= DIRECTIONS FOR THIS TASK =
Exactly as written, retype the listing below, omitting the pictures.

==== MATERIAL

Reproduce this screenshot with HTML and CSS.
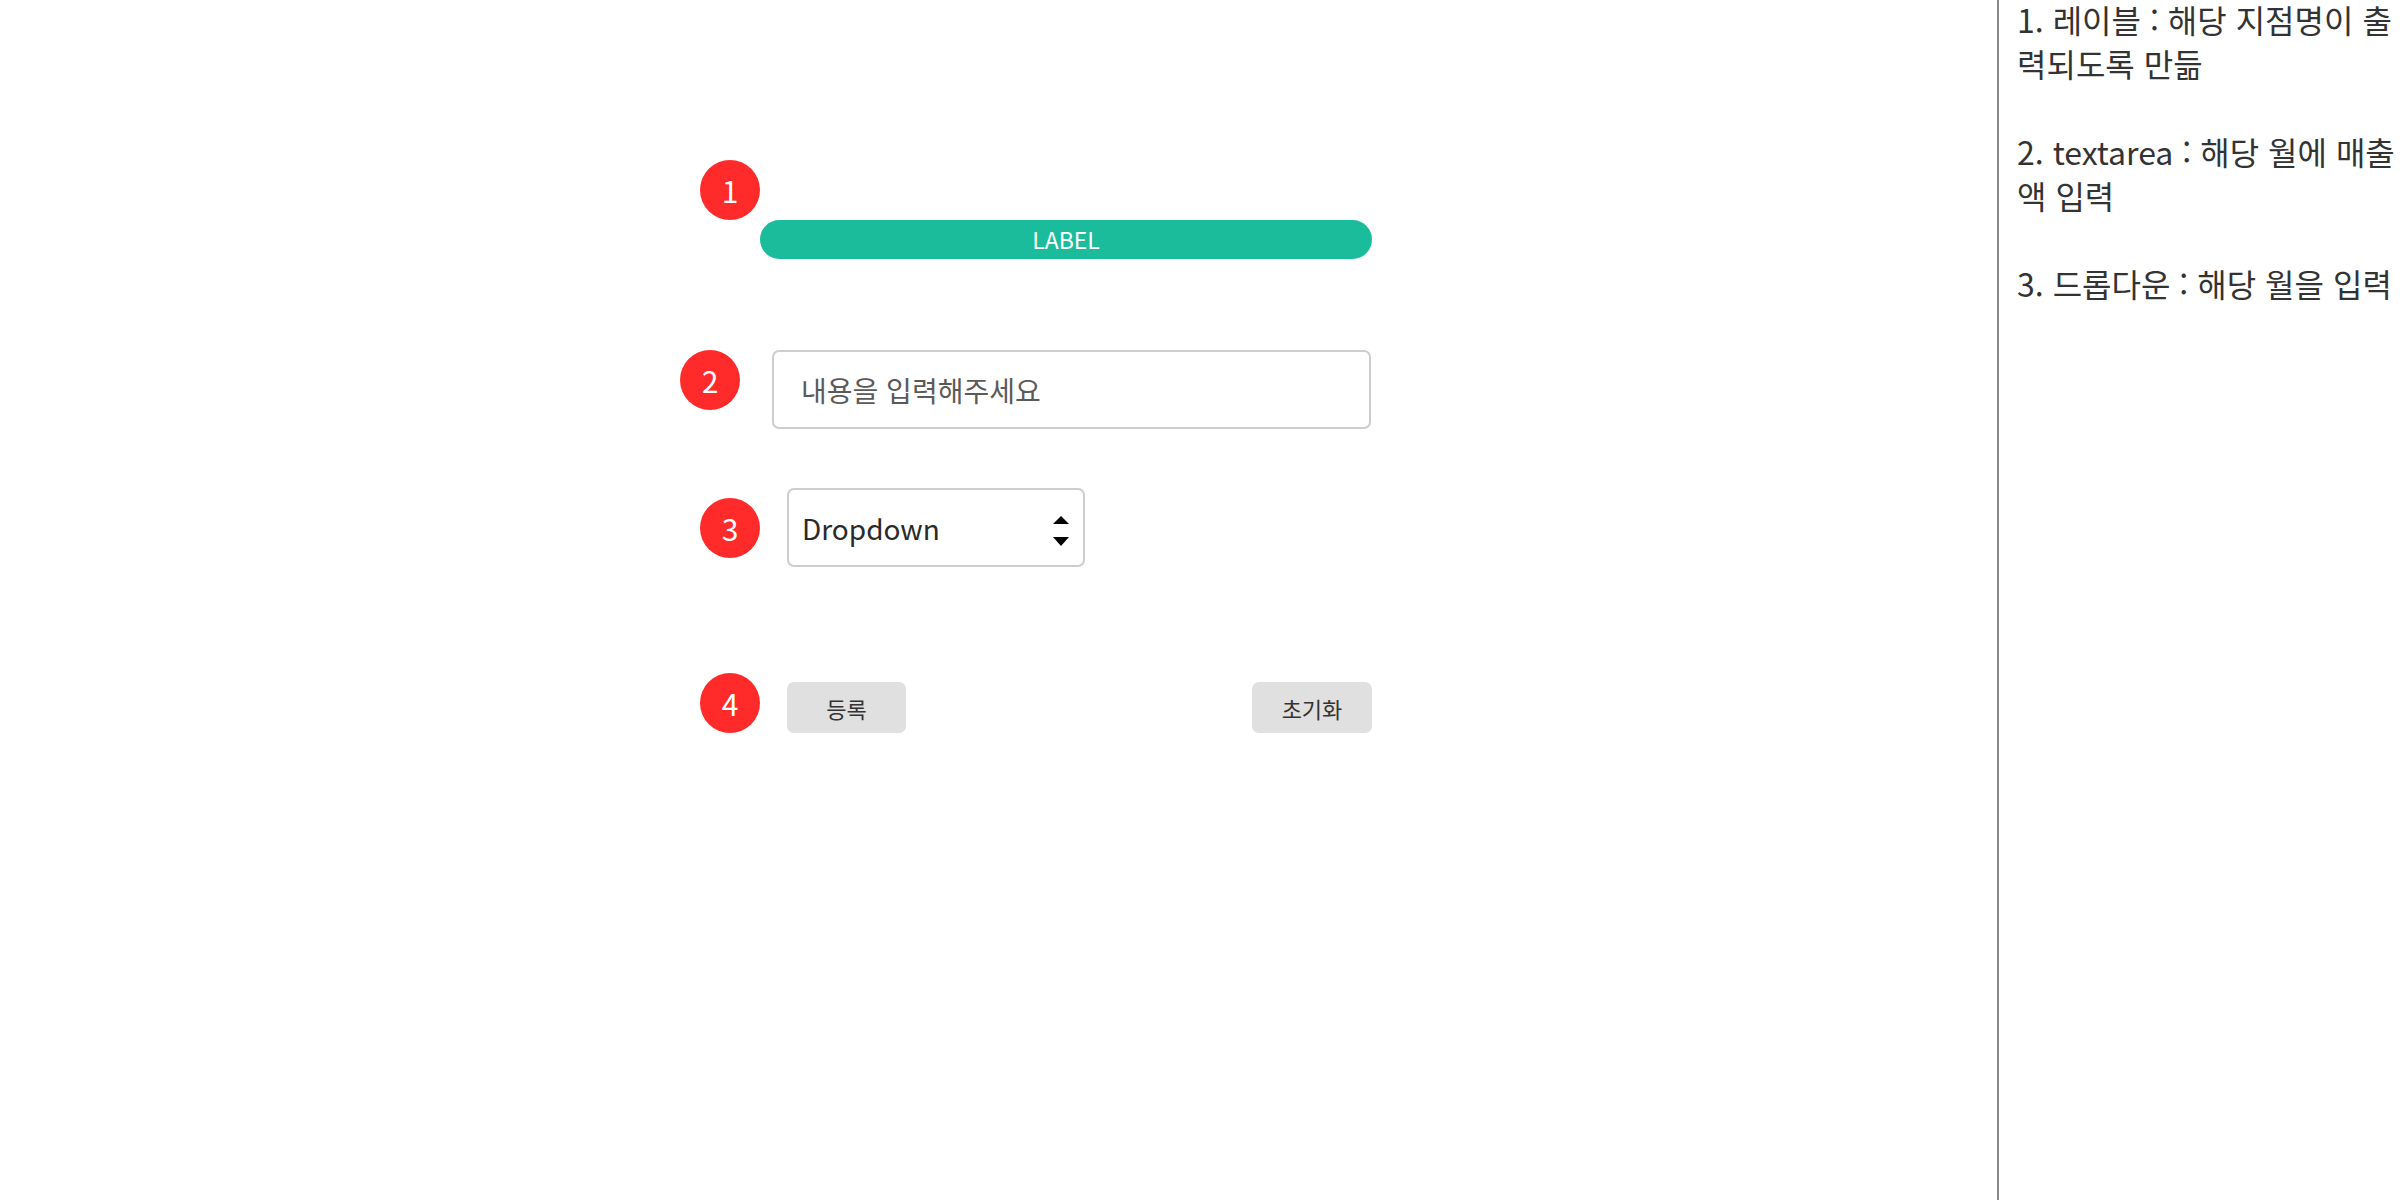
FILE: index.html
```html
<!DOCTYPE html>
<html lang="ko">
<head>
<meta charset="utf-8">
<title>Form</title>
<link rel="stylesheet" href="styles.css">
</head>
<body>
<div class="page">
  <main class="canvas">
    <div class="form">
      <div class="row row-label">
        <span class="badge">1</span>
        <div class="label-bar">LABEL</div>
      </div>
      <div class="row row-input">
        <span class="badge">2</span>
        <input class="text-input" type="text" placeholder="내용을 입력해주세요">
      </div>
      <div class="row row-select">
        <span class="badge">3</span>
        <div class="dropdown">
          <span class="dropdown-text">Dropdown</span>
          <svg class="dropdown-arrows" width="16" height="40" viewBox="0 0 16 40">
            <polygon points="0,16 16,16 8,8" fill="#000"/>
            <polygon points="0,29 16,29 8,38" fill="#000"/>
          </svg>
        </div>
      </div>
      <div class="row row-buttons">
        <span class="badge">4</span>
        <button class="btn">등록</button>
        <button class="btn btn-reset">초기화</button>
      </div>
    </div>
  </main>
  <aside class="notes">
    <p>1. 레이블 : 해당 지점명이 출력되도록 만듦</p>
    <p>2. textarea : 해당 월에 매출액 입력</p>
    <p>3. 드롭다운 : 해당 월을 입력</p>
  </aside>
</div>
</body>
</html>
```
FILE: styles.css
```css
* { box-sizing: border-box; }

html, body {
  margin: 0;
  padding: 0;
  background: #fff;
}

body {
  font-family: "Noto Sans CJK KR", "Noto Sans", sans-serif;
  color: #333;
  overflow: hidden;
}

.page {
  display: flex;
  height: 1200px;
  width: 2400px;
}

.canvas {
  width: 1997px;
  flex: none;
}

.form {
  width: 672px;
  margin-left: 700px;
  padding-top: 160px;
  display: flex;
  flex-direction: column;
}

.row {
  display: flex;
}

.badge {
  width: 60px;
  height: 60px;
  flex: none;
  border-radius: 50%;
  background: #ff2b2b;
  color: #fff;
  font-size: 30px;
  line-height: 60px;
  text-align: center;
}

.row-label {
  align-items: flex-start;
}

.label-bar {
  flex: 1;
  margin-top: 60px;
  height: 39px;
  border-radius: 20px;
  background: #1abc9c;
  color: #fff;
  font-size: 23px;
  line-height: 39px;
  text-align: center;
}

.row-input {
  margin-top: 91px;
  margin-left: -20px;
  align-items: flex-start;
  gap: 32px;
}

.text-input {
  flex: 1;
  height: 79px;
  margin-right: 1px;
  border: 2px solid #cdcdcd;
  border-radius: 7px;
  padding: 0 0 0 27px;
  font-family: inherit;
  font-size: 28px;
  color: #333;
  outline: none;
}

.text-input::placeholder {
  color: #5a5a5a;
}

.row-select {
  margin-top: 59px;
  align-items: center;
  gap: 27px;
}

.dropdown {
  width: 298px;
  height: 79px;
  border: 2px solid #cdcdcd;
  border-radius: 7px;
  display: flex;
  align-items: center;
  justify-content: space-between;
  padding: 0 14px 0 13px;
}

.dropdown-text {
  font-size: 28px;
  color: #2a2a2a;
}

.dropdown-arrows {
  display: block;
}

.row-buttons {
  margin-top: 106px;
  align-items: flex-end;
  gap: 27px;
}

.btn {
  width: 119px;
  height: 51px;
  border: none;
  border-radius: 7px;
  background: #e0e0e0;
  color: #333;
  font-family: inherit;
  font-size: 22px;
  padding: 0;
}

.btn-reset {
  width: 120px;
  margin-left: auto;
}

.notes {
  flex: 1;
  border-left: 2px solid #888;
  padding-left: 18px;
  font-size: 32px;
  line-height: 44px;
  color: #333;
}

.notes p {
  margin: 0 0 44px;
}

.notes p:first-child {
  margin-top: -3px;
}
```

========

= CORRECT OUTPUT =
Reproduce this screenshot with HTML and CSS.
FILE: index.html
```html
<!DOCTYPE html>
<html lang="ko">
<head>
<meta charset="utf-8">
<title>Form</title>
<link rel="stylesheet" href="styles.css">
</head>
<body>
<div class="page">
  <main class="canvas">
    <div class="form">
      <div class="row row-label">
        <span class="badge">1</span>
        <div class="label-bar">LABEL</div>
      </div>
      <div class="row row-input">
        <span class="badge">2</span>
        <input class="text-input" type="text" placeholder="내용을 입력해주세요">
      </div>
      <div class="row row-select">
        <span class="badge">3</span>
        <div class="dropdown">
          <span class="dropdown-text">Dropdown</span>
          <svg class="dropdown-arrows" width="16" height="40" viewBox="0 0 16 40">
            <polygon points="0,16 16,16 8,8" fill="#000"/>
            <polygon points="0,29 16,29 8,38" fill="#000"/>
          </svg>
        </div>
      </div>
      <div class="row row-buttons">
        <span class="badge">4</span>
        <button class="btn">등록</button>
        <button class="btn btn-reset">초기화</button>
      </div>
    </div>
  </main>
  <aside class="notes">
    <p>1. 레이블 : 해당 지점명이 출력되도록 만듦</p>
    <p>2. textarea : 해당 월에 매출액 입력</p>
    <p>3. 드롭다운 : 해당 월을 입력</p>
  </aside>
</div>
</body>
</html>
```
FILE: styles.css
```css
* { box-sizing: border-box; }

html, body {
  margin: 0;
  padding: 0;
  background: #fff;
}

body {
  font-family: "Noto Sans CJK KR", "Noto Sans", sans-serif;
  color: #333;
  overflow: hidden;
}

.page {
  display: flex;
  height: 1200px;
  width: 2400px;
}

.canvas {
  width: 1997px;
  flex: none;
}

.form {
  width: 672px;
  margin-left: 700px;
  padding-top: 160px;
  display: flex;
  flex-direction: column;
}

.row {
  display: flex;
}

.badge {
  width: 60px;
  height: 60px;
  flex: none;
  border-radius: 50%;
  background: #ff2b2b;
  color: #fff;
  font-size: 30px;
  line-height: 60px;
  text-align: center;
}

.row-label {
  align-items: flex-start;
}

.label-bar {
  flex: 1;
  margin-top: 60px;
  height: 39px;
  border-radius: 20px;
  background: #1abc9c;
  color: #fff;
  font-size: 23px;
  line-height: 39px;
  text-align: center;
}

.row-input {
  margin-top: 91px;
  margin-left: -20px;
  align-items: flex-start;
  gap: 32px;
}

.text-input {
  flex: 1;
  height: 79px;
  margin-right: 1px;
  border: 2px solid #cdcdcd;
  border-radius: 7px;
  padding: 0 0 0 27px;
  font-family: inherit;
  font-size: 28px;
  color: #333;
  outline: none;
}

.text-input::placeholder {
  color: #5a5a5a;
}

.row-select {
  margin-top: 59px;
  align-items: center;
  gap: 27px;
}

.dropdown {
  width: 298px;
  height: 79px;
  border: 2px solid #cdcdcd;
  border-radius: 7px;
  display: flex;
  align-items: center;
  justify-content: space-between;
  padding: 0 14px 0 13px;
}

.dropdown-text {
  font-size: 28px;
  color: #2a2a2a;
}

.dropdown-arrows {
  display: block;
}

.row-buttons {
  margin-top: 106px;
  align-items: flex-end;
  gap: 27px;
}

.btn {
  width: 119px;
  height: 51px;
  border: none;
  border-radius: 7px;
  background: #e0e0e0;
  color: #333;
  font-family: inherit;
  font-size: 22px;
  padding: 0;
}

.btn-reset {
  width: 120px;
  margin-left: auto;
}

.notes {
  flex: 1;
  border-left: 2px solid #888;
  padding-left: 18px;
  font-size: 32px;
  line-height: 44px;
  color: #333;
}

.notes p {
  margin: 0 0 44px;
}

.notes p:first-child {
  margin-top: -3px;
}
```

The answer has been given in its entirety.